After winning the general election in May, the progressive Move Forward party in Thailand promised to introduce bold democratic reforms in the Southeast Asian nation. But last week, the party suffered an embarrassing defeat in Parliament when its candidate of choice failed to muster enough votes to win the premiership and form a government.
Now, as Parliament gathers on Wednesday to vote for prime minister for a second time in less than a week, the fragile coalition that Move Forward has cobbled together is on the verge of falling apart. At stake may be the fate of democracy in a nation that has repeatedly tried to overturn military rule and in a region where autocracy is on the rise.

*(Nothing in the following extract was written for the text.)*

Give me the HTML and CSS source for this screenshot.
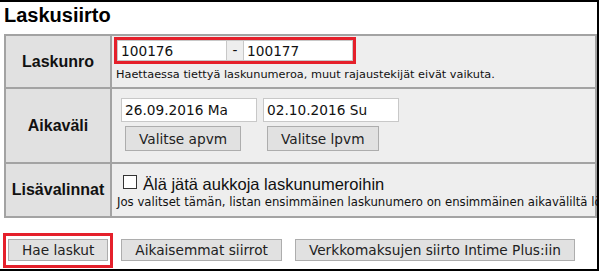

“Thailand is not ready to change,” said Pongkwan Sawasdipakdi, a political scientist at Thammasat University in Bangkok. “People in the establishment are not going to let change happen.”
Opposition parties tend to come and go in Thailand. Each time, they face rough headwinds brought on by the military-appointed Senate and royalist allies that form the bedrock of the country’s conservative political establishment.
Move Forward’s predecessor, the Future Forward Party, was dissolved by the Thai government in 2020 after being accused of violating election law. The leader of Move Forward, Pita Limjaroenrat, is under investigation for owning undisclosed shares of a media company, which could disqualify him from office.
Supporters see both cases as flagrant moves by the establishment to block the opposition from wresting power from the ruling conservative government.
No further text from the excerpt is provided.